The following table illustrates a strategic framework for assigning relative importance to execution factors based on order characteristics. This model allows the firm to systematically adjust its priorities, ensuring that the execution strategy aligns with the specific objectives of each trade.

Order Characteristic Primary Factor Secondary Factor Tertiary Factor Strategic Rationale
Standard Size, Liquid Instrument Price Costs Speed In highly competitive and transparent markets, the primary objective is to achieve the most favorable price with minimal explicit costs.
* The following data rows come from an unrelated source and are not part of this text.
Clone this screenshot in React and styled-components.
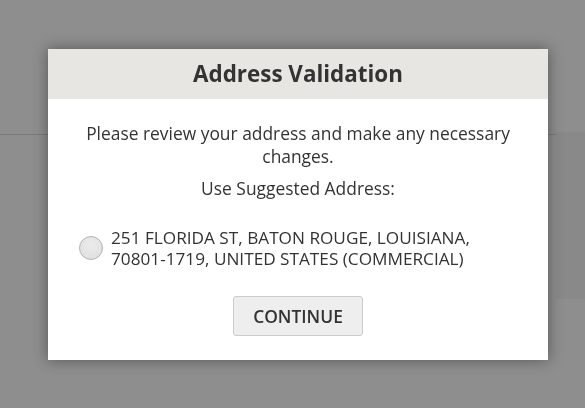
import React, { useState } from "react";
import styled, { createGlobalStyle } from "styled-components";

const GlobalStyle = createGlobalStyle`
  html, body {
    margin: 0;
    padding: 0;
    background: #8e8e8e;
    font-family: "Open Sans", "Liberation Sans", Arial, sans-serif;
    color: #333;
  }
`;

const Page = styled.div`
  height: 408px;
  padding-top: 132px;
  box-sizing: border-box;
  display: flex;
  align-items: flex-start;
  justify-content: flex-end;
  position: relative;
  &::before {
    content: "";
    position: absolute;
    left: 0;
    right: 29px;
    top: 134px;
    height: 1px;
    background: #7a7a7a;
  }
`;

const SidePanel = styled.div`
  width: 29px;
  height: 167px;
  background: #898989;
`;

const Overlay = styled.div`
  position: fixed;
  inset: 0;
  padding: 49px 0 0 48px;
`;

const Modal = styled.div`
  width: 500px;
  background: #fff;
  box-shadow: 0 0 14px rgba(0, 0, 0, 0.4);
`;

const Header = styled.div`
  height: 50px;
  background: #e8e6e2;
  display: flex;
  align-items: center;
  justify-content: center;
`;

const Title = styled.h2`
  margin: 0;
  font-size: 22.4px;
  font-weight: 700;
  color: #333;
  line-height: 1;
`;

const Body = styled.div`
  padding: 23px 20px 24px;
  display: flex;
  flex-direction: column;
  align-items: center;
`;

const Text = styled.p`
  margin: 0 0 ${(p) => p.$gap || 0}px;
  font-size: 17.4px;
  line-height: 23px;
  text-align: center;
  color: #333;
  white-space: nowrap;
`;

const Option = styled.label`
  align-self: stretch;
  display: flex;
  align-items: center;
  gap: 8px;
  padding-left: 11px;
  margin-bottom: 27px;
  cursor: pointer;
`;

const Radio = styled.span`
  flex: none;
  width: 22px;
  height: 22px;
  border-radius: 50%;
  border: 1px solid #b3b3b3;
  background: radial-gradient(circle at 50% 35%, #ececec 0%, #dddddd 100%);
  display: flex;
  align-items: center;
  justify-content: center;
  &::after {
    content: "";
    width: 10px;
    height: 10px;
    border-radius: 50%;
    background: ${(p) => (p.$checked ? "#555" : "transparent")};
  }
`;

const Address = styled.span`
  font-size: 17.2px;
  line-height: 21px;
  color: #333;
  white-space: nowrap;
`;

const Button = styled.button`
  width: 130px;
  height: 40px;
  background: #eeeeee;
  border: 1px solid #cccccc;
  border-radius: 3px;
  font-family: inherit;
  font-size: 17.4px;
  font-weight: 600;
  color: #333;
  cursor: pointer;
`;

export default function App() {
  const [checked, setChecked] = useState(false);

  return (
    <>
      <GlobalStyle />
      <Page>
        <SidePanel />
      </Page>
      <Overlay>
        <Modal>
          <Header>
            <Title>Address Validation</Title>
          </Header>
          <Body>
            <Text $gap={9}>
              Please review your address and make any necessary
              <br />
              changes.
            </Text>
            <Text $gap={27}>Use Suggested Address:</Text>
            <Option onClick={() => setChecked(!checked)}>
              <Radio $checked={checked} />
              <Address>
                251 FLORIDA ST, BATON ROUGE, LOUISIANA,
                <br />
                70801-1719, UNITED STATES (COMMERCIAL)
              </Address>
            </Option>
            <Button>CONTINUE</Button>
          </Body>
        </Modal>
      </Overlay>
    </>
  );
}
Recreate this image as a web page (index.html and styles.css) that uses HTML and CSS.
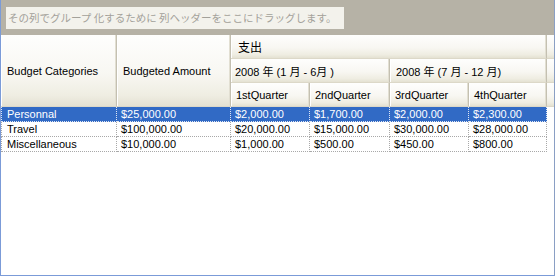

Speed is a secondary consideration.
Large Size, Illiquid Instrument Likelihood of Execution Price Size For block trades in illiquid assets, securing a fill without causing significant market impact is paramount. The certainty of execution takes precedence over achieving the last basis point of price improvement.
Time-Sensitive Order (e.g. hedging) Speed Likelihood of Execution Price When an order is tied to a specific market event or hedging requirement, the speed of execution and the certainty of a fill become the dominant drivers. Price is a subordinate consideration to the timely mitigation of risk.
Complex Multi-Leg Order Likelihood of Execution Price Costs The successful execution of all legs of a complex strategy is the main goal. Price is evaluated for the entire package, and the ability of a counterparty to handle the complexity is a key determinant of venue selection.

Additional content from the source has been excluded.